Of course, these moralists are no more upright and decent generally speaking than the stupid conservatives and the masses they look down upon, including the rubes in the flyover states who “cling to guns or religion or antipathy to people who aren't like them.” The Left too is full of antipathy – particularly for cigarette smokers, traditional Christians and owners of gas guzzlers – but they pretend to be open-minded and tolerant. The many heroes of the Left – Lenin, Mao, Castro, Che, Ho Chi Minh – while they were building the gulags, murdering their opposition and impoverishing their own people, were lionized and lauded by Leftist in the West as Robin Hoods, benefactors of humanity, tireless and selfless devotees of the poor and oppressed.
Third, the Leftists pretend that their failures are successes. For decades Leftists in the West pretended that the Soviets, then the Chinese Communists, then Fidel Castro had built societies far superior to the capitalist ones they comfortably lived in and disparaged. The pretending persisted across the years in spite of the accumulating evidence of misery, penury and servitude in these paradises. No one in Miami was building rafts and braving the open ocean waters and sharks to arrive in Havana. Yet, Fidel remains a hero who gave the Cubans who couldn’t escape his paradise free health care. His eventual New York Times obituary will pretend he was a humanitarian.
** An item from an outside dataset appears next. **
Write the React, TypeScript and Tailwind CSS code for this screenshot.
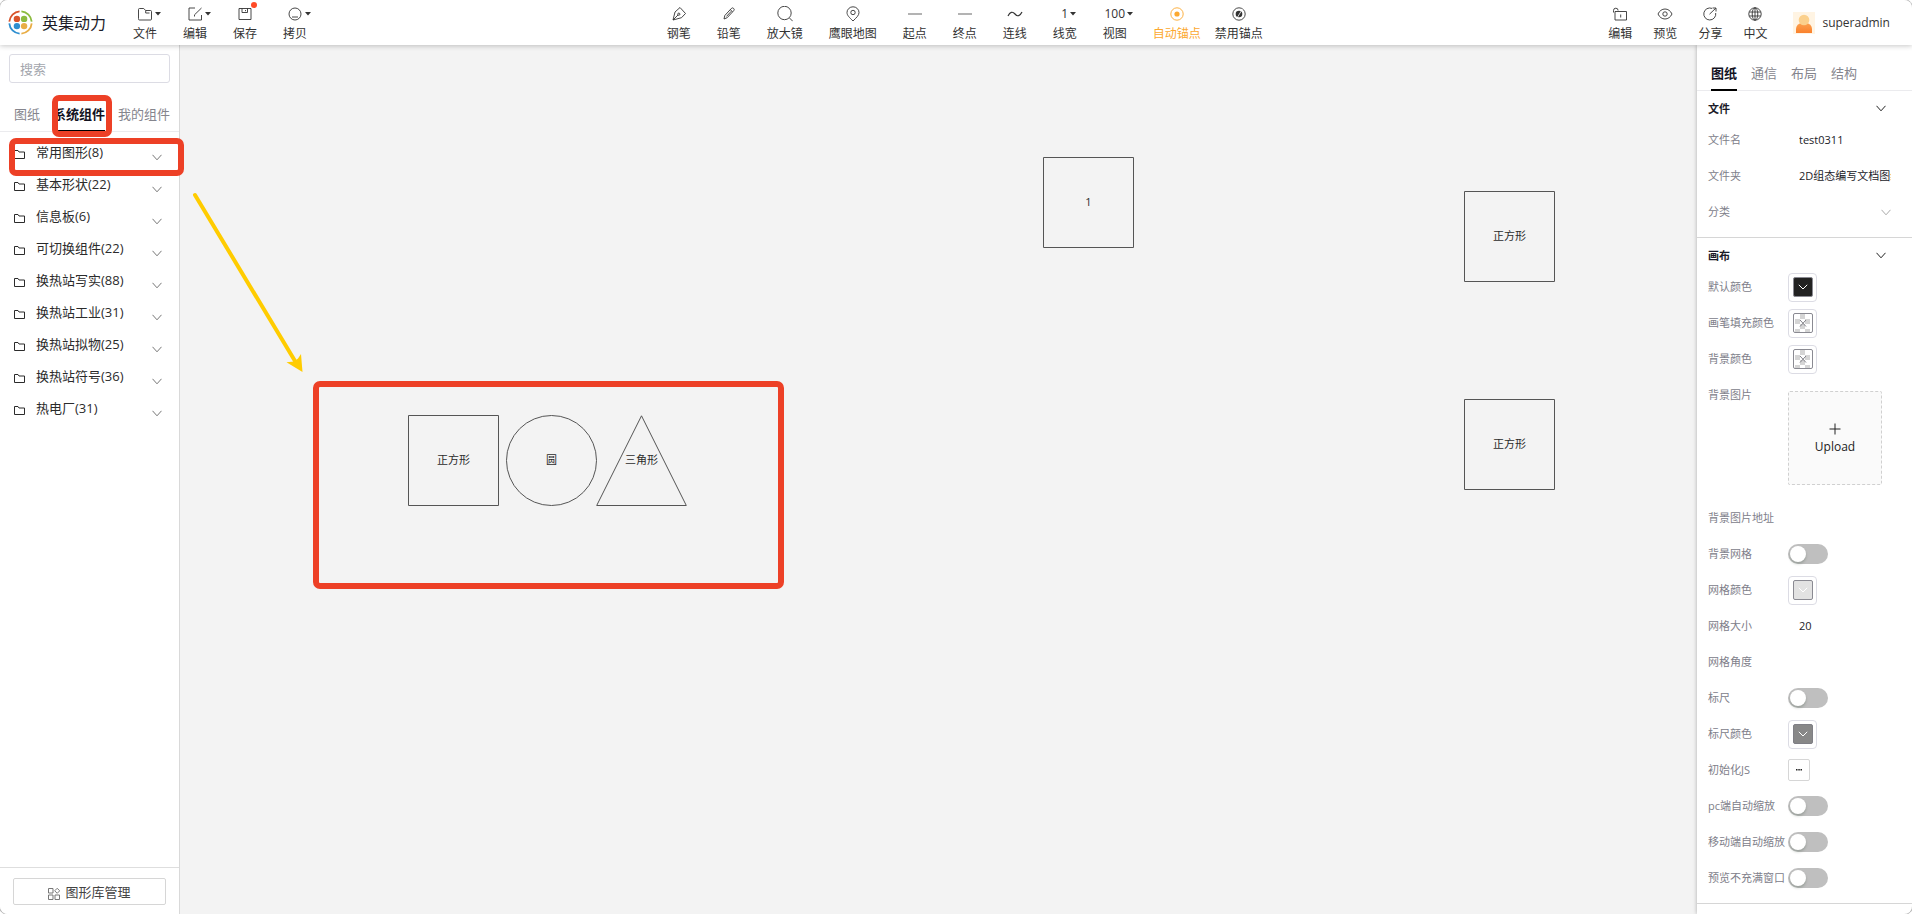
import React, { useState } from 'react';

const sans = "font-['Open_Sans','Noto_Sans_CJK_SC',sans-serif]";

type IconProps = { children: React.ReactNode; size?: number };

function Icon({ children, size = 16 }: IconProps) {
  return (
    <svg
      width={size}
      height={size}
      viewBox="0 0 16 16"
      fill="none"
      stroke="currentColor"
      strokeWidth="0.900"
      aria-hidden="true"
    >
      {children}
    </svg>
  );
}

const icons = {
  folder: (
    <Icon>
      <path d="M1.500 12.500v-9a1 1 0 0 1 1-1h4.200l2 2H13.500a1 1 0 0 1 1 1v7.500a1 1 0 0 1-1 1h-11a1 1 0 0 1-1-1zM8.700 4.500v2.500h3.800" />
    </Icon>
  ),
  edit: (
    <Icon>
      <path d="M8 2H2v12h12.500v-5" />
      <path d="M7.500 10.500v-1.700L14.500 2" />
    </Icon>
  ),
  save: (
    <Icon>
      <path d="M2 2.500h12v11H2zM5 2.500v4h5.500v-4M8.500 4v1.200" />
    </Icon>
  ),
  copy: (
    <Icon>
      <circle cx="8" cy="8" r="6" />
      <path d="M5 11h6" />
    </Icon>
  ),
  pen: (
    <Icon>
      <path d="M2 14 4 6l5-4.500 5.500 6-4 4.200z" />
      <path d="m2 14 5-5" />
      <circle cx="7.800" cy="8.200" r="1.100" />
    </Icon>
  ),
  pencil: (
    <Icon>
      <path d="M3 13l.8-3.500 6.500-7a1.600 1.600 0 0 1 2.400 2.200l-6.500 7zM9.200 3.600l2.300 2.100M10.300 5.200 5.500 10.400" />
    </Icon>
  ),
  magnifier: (
    <Icon>
      <circle cx="7.500" cy="7" r="6.700" />
      <path d="m12.500 12 3.200 3.200" />
    </Icon>
  ),
  pin: (
    <Icon>
      <path d="M8 15C4.500 11.500 2 9.500 2 6.500a6 5.700 0 0 1 12 0C14 9.500 11.500 11.500 8 15z" />
      <circle cx="8" cy="6.500" r="2.200" />
    </Icon>
  ),
  line: (
    <Icon>
      <path d="M1 8h14" stroke="#9a9a9a" strokeWidth="1.500" />
    </Icon>
  ),
  wave: (
    <Icon>
      <path d="M1 10C3 6 5.500 5 8 8s5 2 7-2" strokeWidth="1.200" />
    </Icon>
  ),
  anchor: (
    <Icon>
      <circle cx="8" cy="8" r="6.200" />
      <circle cx="8" cy="8" r="2.600" fill="currentColor" stroke="none" />
    </Icon>
  ),
  anchorOff: (
    <Icon>
      <circle cx="8" cy="8" r="6.200" />
      <circle cx="8" cy="8" r="3.300" fill="currentColor" stroke="none" />
      <path d="m6 12 5.500-9" stroke="#fff" strokeWidth="0.800" />
    </Icon>
  ),
  unlock: (
    <Icon>
      <path d="M1.500 6.500v-2a2.300 2.300 0 0 1 4.600 0M3 5.500h11.500v8.500H3zM8.700 8.500v3" />
    </Icon>
  ),
  eye: (
    <Icon>
      <path d="M1 8c1.500-3.200 4-5 7-5s5.500 1.800 7 5c-1.500 3.200-4 5-7 5s-5.500-1.800-7-5z" />
      <circle cx="8" cy="8" r="2.200" />
    </Icon>
  ),
  share: (
    <Icon>
      <path d="M10 2.400A6 6 0 1 0 13.700 7M7.500 8.200 13.800 2.200M10.500 2h3.500v3.500" />
    </Icon>
  ),
  globe: (
    <Icon>
      <circle cx="8" cy="8" r="6.200" />
      <ellipse cx="8" cy="8" rx="2.800" ry="6.200" />
      <path d="M8 1.800v12.400M2.300 6h11.400M2.300 10h11.400" />
    </Icon>
  ),
};

type ToolProps = {
  label: string;
  icon: React.ReactNode;
  caret?: boolean;
  dot?: boolean;
  active?: boolean;
};

function Tool({ label, icon, caret, dot, active }: ToolProps) {
  return (
    <button
      type="button"
      className={`flex flex-col items-center gap-1 pt-[3px] text-xs whitespace-nowrap ${active ? 'text-[#fca82f]' : 'text-[#333]'}`}
    >
      <span className="relative flex h-4 items-center leading-4">
        {icon}
        {caret && (
          <svg className="absolute top-1.5 left-full ml-0.5" width="6" height="4" viewBox="0 0 6 4" aria-hidden="true">
            <path d="M0 0h6L3 3.500z" fill="#333" />
          </svg>
        )}
        {dot && <span className="absolute -top-1 -right-1 size-1.5 rounded-full bg-[#ff4a26]" />}
      </span>
      <span className="leading-4">{label}</span>
    </button>
  );
}

function Logo() {
  return (
    <svg width="25" height="25" viewBox="0 0 25 25" fill="none" strokeWidth="1.800" aria-hidden="true">
      <path d="M1.300 11.600A11.300 11.300 0 0 1 11.600 1.300" stroke="#d9542b" />
      <path d="M13.400 1.300A11.300 11.300 0 0 1 23.700 11.600" stroke="#8bbb3f" />
      <path d="M23.700 13.400A11.300 11.300 0 0 1 13.400 23.700" stroke="#e9ad45" />
      <path d="M11.600 23.700A11.300 11.300 0 0 1 1.300 13.400" stroke="#2e8fd0" />
      <circle cx="8.900" cy="8.900" r="3.200" fill="#d9542b" />
      <circle cx="16.100" cy="8.900" r="3.200" fill="#8bbb3f" />
      <circle cx="8.900" cy="16.100" r="3.200" fill="#2e8fd0" />
      <circle cx="16.100" cy="16.100" r="3.200" fill="#e9ad45" />
    </svg>
  );
}

function Avatar() {
  return (
    <svg width="22" height="22" viewBox="0 0 22 22" aria-hidden="true">
      <defs>
        <linearGradient id="avatar-body" x1="0" y1="0" x2="0" y2="1">
          <stop offset="0" stopColor="#fba14f" />
          <stop offset="1" stopColor="#fa812d" />
        </linearGradient>
      </defs>
      <rect width="22" height="22" fill="#fff4e3" />
      <path d="M3 21v-4a6 6 0 0 1 6-6h4a6 6 0 0 1 6 6v4z" fill="url(#avatar-body)" />
      <circle cx="11" cy="8" r="5.300" fill="#fbd08c" />
    </svg>
  );
}

function Header() {
  return (
    <header className="relative z-10 flex h-[45px] shrink-0 items-center justify-between bg-white pr-[22px] pl-2 shadow-[0_1px_5px_rgba(0,0,0,0.22)]">
      <div className="flex items-center">
        <Logo />
        <h1 className="mr-[27px] ml-[9px] text-base leading-6 whitespace-nowrap text-[#1b1b28]">英集动力</h1>
        <nav className="flex gap-[26px]">
          <Tool label="文件" icon={icons.folder} caret />
          <Tool label="编辑" icon={icons.edit} caret />
          <Tool label="保存" icon={icons.save} dot />
          <Tool label="拷贝" icon={icons.copy} caret />
        </nav>
      </div>
      <div className="flex gap-[26px] pl-3.5">
        <Tool label="钢笔" icon={icons.pen} />
        <Tool label="铅笔" icon={icons.pencil} />
        <Tool label="放大镜" icon={icons.magnifier} />
        <Tool label="鹰眼地图" icon={icons.pin} />
        <Tool label="起点" icon={icons.line} />
        <Tool label="终点" icon={icons.line} />
        <Tool label="连线" icon={icons.wave} />
        <Tool label="线宽" icon="1" caret />
        <Tool label="视图" icon="100" caret />
        <div className="flex gap-3.5">
          <Tool label="自动锚点" icon={icons.anchor} active />
          <Tool label="禁用锚点" icon={icons.anchorOff} />
        </div>
      </div>
      <div className="flex items-center">
        <div className="flex gap-[21px]">
          <Tool label="编辑" icon={icons.unlock} />
          <Tool label="预览" icon={icons.eye} />
          <Tool label="分享" icon={icons.share} />
          <Tool label="中文" icon={icons.globe} />
        </div>
        <button type="button" className="ml-[26px] flex items-center gap-[7px] text-xs text-[#333]">
          <Avatar />
          superadmin
        </button>
      </div>
    </header>
  );
}

function Chevron({ className = '' }: { className?: string }) {
  return (
    <svg className={className} width="10" height="7" viewBox="0 0 10 7" fill="none" stroke="currentColor" aria-hidden="true">
      <path d="m.5.800 4.500 5 4.500-5" />
    </svg>
  );
}

type TabsProps = { tabs: string[]; initial: number; className: string };

function Tabs({ tabs, initial, className }: TabsProps) {
  const [active, setActive] = useState(initial);
  return (
    <div role="tablist" className={`flex shrink-0 border-b border-[#ebebee] text-[13px] whitespace-nowrap ${className}`}>
      {tabs.map((tab, i) => (
        <button
          key={tab}
          type="button"
          role="tab"
          aria-selected={i === active}
          onClick={() => setActive(i)}
          className={`-mb-px border-b-2 pb-1.5 leading-5 ${i === active ? 'border-black font-bold text-[#12121f]' : 'border-transparent text-[#85858d]'}`}
        >
          {tab}
        </button>
      ))}
    </div>
  );
}

const groups = [
  '常用图形(8)',
  '基本形状(22)',
  '信息板(6)',
  '可切换组件(22)',
  '换热站写实(88)',
  '换热站工业(31)',
  '换热站拟物(25)',
  '换热站符号(36)',
  '热电厂(31)',
];

function LibraryPanel() {
  return (
    <aside className="flex w-[180px] shrink-0 flex-col border-r border-[#d9d9d9] bg-white">
      <div className="flex px-[9px] pt-[9px]">
        <input
          type="search"
          aria-label="搜索"
          placeholder="搜索"
          className="h-[29px] w-full rounded-[3px] border border-[#dcdce4] px-2.5 text-[13px] outline-none placeholder:text-[#a3a6ad]"
        />
      </div>
      <Tabs tabs={['图纸', '系统组件', '我的组件']} initial={1} className="gap-[13px] pt-[21px] pl-3.5" />
      <ul className="flex-1 pt-[5px] text-[13px] text-[#2b2b2b]">
        {groups.map((name) => (
          <li key={name}>
            <button type="button" className="flex h-8 w-full items-center pr-[17px] pl-3.5 text-left">
              <svg className="mt-0.5" width="11" height="9" viewBox="0 0 11 9" fill="none" stroke="#2b2b2b" aria-hidden="true">
                <path d="M.5.500h3.500l1 1.500h5.500v6.500H.5z" />
              </svg>
              <span className="ml-[11px] flex-1">{name}</span>
              <Chevron className="mt-2 text-[#777]" />
            </button>
          </li>
        ))}
      </ul>
      <div className="border-t border-[#dedede] px-[13px] pt-2.5 pb-[9px]">
        <button
          type="button"
          className="flex h-[27px] w-full items-center justify-center gap-[5px] rounded-[2px] border border-[#d6d6d6] pt-[3px] text-[13px] text-[#444]"
        >
          <svg className="mt-0.5" width="12" height="12" viewBox="0 0 12 12" fill="none" stroke="#777" aria-hidden="true">
            <path d="M.5.500h4.500v4.500H.5zM.5 7h4.500v4.500H.5zM7 7h4.500v4.500H7zM9.200.300 11.700 2.800 9.200 5.300 6.700 2.800z" />
          </svg>
          图形库管理
        </button>
      </div>
    </aside>
  );
}

type NodeProps = { label: string; className: string; kind?: 'square' | 'circle' | 'triangle' };

function CanvasNode({ label, className, kind = 'square' }: NodeProps) {
  return (
    <div className={`absolute flex size-[91px] items-center justify-center text-[11px] text-[#2b2b2b] ${className}`}>
      <svg className="absolute inset-0" width="91" height="91" viewBox="0 0 91 91" fill="none" stroke="#555" aria-hidden="true">
        {kind === 'square' && <path d="M.5.500h90v90H.5z" />}
        {kind === 'circle' && <circle cx="45.500" cy="45.500" r="45" />}
        {kind === 'triangle' && <path d="M45.500.800 90.300 90.500H.7z" />}
      </svg>
      {label}
    </div>
  );
}

function Canvas() {
  return (
    <main className="relative min-w-0 flex-1 overflow-hidden bg-[#f3f3f3]">
      <CanvasNode label="1" className="top-[112px] left-[863px]" />
      <CanvasNode label="正方形" className="top-[146px] left-[1284px]" />
      <CanvasNode label="正方形" className="top-[354px] left-[1284px]" />
      <CanvasNode label="正方形" className="top-[370px] left-[228px]" />
      <CanvasNode label="圆" kind="circle" className="top-[370px] left-[326px]" />
      <CanvasNode label="三角形" kind="triangle" className="top-[370px] left-[416px]" />
    </main>
  );
}

function Section({ title, children }: { title: string; children: React.ReactNode }) {
  return (
    <section className="border-b border-[#d6d6d6] pb-[7px]">
      <button type="button" className="flex h-[31px] w-full items-center justify-between pt-1 pr-[26px] pl-[11px] font-bold text-[#1b1b28]">
        {title}
        <Chevron className="text-[#222]" />
      </button>
      {children}
    </section>
  );
}

type FieldProps = { label: string; id: string; children?: React.ReactNode; tall?: boolean };

function Field({ label, id, children, tall }: FieldProps) {
  return (
    <div className={`flex pr-[21px] pl-[11px] ${tall ? 'h-[123px] items-start' : 'h-9 items-center'}`}>
      <label htmlFor={id} className={`w-20 shrink-0 whitespace-nowrap text-[#80808a] ${tall ? 'leading-9' : ''}`}>
        {label}
      </label>
      {children}
    </div>
  );
}

function TextField({ label, id, value = '' }: { label: string; id: string; value?: string }) {
  return (
    <Field label={label} id={id}>
      <div className="min-w-0 flex-1 pl-[11px]">
        <input id={id} type="text" defaultValue={value} className="block w-full bg-transparent text-[#1b1b28] outline-none" />
      </div>
    </Field>
  );
}

function SwitchField({ label, id }: { label: string; id: string }) {
  return (
    <Field label={label} id={id}>
      <input
        id={id}
        type="checkbox"
        role="switch"
        className="flex h-5 w-10 appearance-none items-center rounded-full bg-[#bfbfbf] px-0.5 before:size-4 before:rounded-full before:bg-white before:shadow-[0_2px_3px_rgba(0,35,11,0.2)] checked:justify-end checked:bg-[#1890ff]"
      />
    </Field>
  );
}

type ColorProps = { label: string; id: string; swatch: string; empty?: boolean };

function ColorField({ label, id, swatch, empty }: ColorProps) {
  return (
    <Field label={label} id={id}>
      <button
        id={id}
        type="button"
        className="flex size-[29px] items-center justify-center rounded-[4px] border border-[#dcdce4] bg-white"
      >
        <span className={`flex size-5 items-center justify-center rounded-[2px] border ${swatch}`}>
          {empty ? (
            <svg width="18" height="18" viewBox="0 0 18 18" aria-hidden="true">
              <path
                d="M6 0h5v5H6zM1 5h5v5H1zM11 5h5v5h-5zM6 10h5v5H6zM1 15h5v3H1zM11 15h5v3h-5z"
                fill="#d5d5d5"
              />
              <path d="m6 6 6 6.500M12 6 6 12.500" stroke="#808087" fill="none" />
            </svg>
          ) : (
            <svg width="10" height="6" viewBox="0 0 10 6" fill="none" stroke="#fff" aria-hidden="true">
              <path d="m.8.800 4.200 4.200L9.200.800" />
            </svg>
          )}
        </span>
      </button>
    </Field>
  );
}

function PropertiesPanel() {
  return (
    <aside className="z-[5] flex w-[215px] shrink-0 flex-col bg-white text-[11px] leading-4 shadow-[0_0_4px_rgba(0,0,0,0.3)]">
      <Tabs tabs={['图纸', '通信', '布局', '结构']} initial={0} className="gap-3.5 pt-[18px] pl-3.5" />
      <Section title="文件">
        <TextField label="文件名" id="file-name" value="test0311" />
        <TextField label="文件夹" id="file-folder" value="2D组态编写文档图纸" />
        <Field label="分类" id="file-category">
          <div className="relative flex flex-1 items-center">
            <select id="file-category" className="w-full appearance-none bg-transparent outline-none" />
            <Chevron className="pointer-events-none absolute right-0 text-[#aaa]" />
          </div>
        </Field>
      </Section>
      <Section title="画布">
        <ColorField label="默认颜色" id="color-default" swatch="border-[#8a8a92] bg-[#222]" />
        <ColorField label="画笔填充颜色" id="color-fill" swatch="border-[#8a8a92] bg-white" empty />
        <ColorField label="背景颜色" id="color-background" swatch="border-[#8a8a92] bg-white" empty />
        <Field label="背景图片" id="background-image" tall>
          <button
            id="background-image"
            type="button"
            className="mt-3.5 flex size-[94px] flex-col items-center justify-center gap-1 rounded-[2px] border border-dashed border-[#d0d0d0] bg-[#fafafa] pt-0.5 text-xs text-[#222]"
          >
            <svg width="12" height="12" viewBox="0 0 12 12" stroke="#222" aria-hidden="true">
              <path d="M6 .500v11M.5 6h11" />
            </svg>
            Upload
          </button>
        </Field>
        <TextField label="背景图片地址" id="background-url" />
        <SwitchField label="背景网格" id="grid-visible" />
        <ColorField label="网格颜色" id="grid-color" swatch="border-[#8a8a92] bg-[#e2e2e2]" />
        <TextField label="网格大小" id="grid-size" value="20" />
        <TextField label="网格角度" id="grid-angle" />
        <SwitchField label="标尺" id="ruler-visible" />
        <ColorField label="标尺颜色" id="ruler-color" swatch="border-[#7f7f85] bg-[#888]" />
        <Field label="初始化JS" id="init-script">
          <button
            id="init-script"
            type="button"
            aria-label="初始化JS"
            className="flex size-[22px] items-center justify-center rounded-[2px] border border-[#d6d6d6] bg-white"
          >
            <svg width="6" height="2" viewBox="0 0 6 2" fill="#222" aria-hidden="true">
              <path d="M0 0h1.500v1.500H0zM2.300 0h1.500v1.500H2.300zM4.500 0H6v1.500H4.500z" />
            </svg>
          </button>
        </Field>
        <SwitchField label="pc端自动缩放" id="scale-pc" />
        <SwitchField label="移动端自动缩放" id="scale-mobile" />
        <SwitchField label="预览不充满窗口" id="preview-fit" />
      </Section>
    </aside>
  );
}

function Annotations() {
  return (
    <div className="pointer-events-none absolute inset-0 z-20" aria-hidden="true">
      <div className="absolute top-[95px] left-[52px] h-[42px] w-[60px] rounded-[7px] border-[6px] border-[#ed4026]" />
      <div className="absolute top-[138px] left-[9px] h-[38px] w-[175px] rounded-[7px] border-[6px] border-[#ed4026]" />
      <div className="absolute top-[381px] left-[313px] h-[208px] w-[471px] rounded-[7px] border-[6px] border-[#ed4026]" />
      <svg className="absolute top-[190px] left-[190px]" width="116" height="186" viewBox="0 0 116 186">
        <path d="M5 5 105 171" stroke="#fc0" strokeWidth="4" strokeLinecap="round" />
        <path d="M112.500 182 96.500 172.300 104 171.500 108 168.500 111 164z" fill="#fc0" />
      </svg>
    </div>
  );
}

export default function App() {
  return (
    <div
      className={`relative flex h-screen flex-col overflow-hidden rounded-lg bg-white shadow-[0_0_0_1px_#bdbdbd] ${sans}`}
    >
      <Header />
      <div className="flex min-h-0 flex-1">
        <LibraryPanel />
        <Canvas />
        <PropertiesPanel />
      </div>
      <Annotations />
    </div>
  );
}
In the U.S. the Left has presided over the apotheosis of FDR pretending he was the greatest of American Presidents in spite of ample evidence that his policies greatly prolonged the Great Depression and that he seriously misjudged Stalin and was manipulated by him. The peoples of eastern and central Europe paid dearly for FDR's avuncular view of Joseph Stalin.
While conservatives may remain the stupid party, the Left has been and continues to be the party of pretenders, to paraphrase Santayana above, it persists as “a perpetual caricature of itself; at every moment it is the mockery and the contradiction of what it is pretending to be.”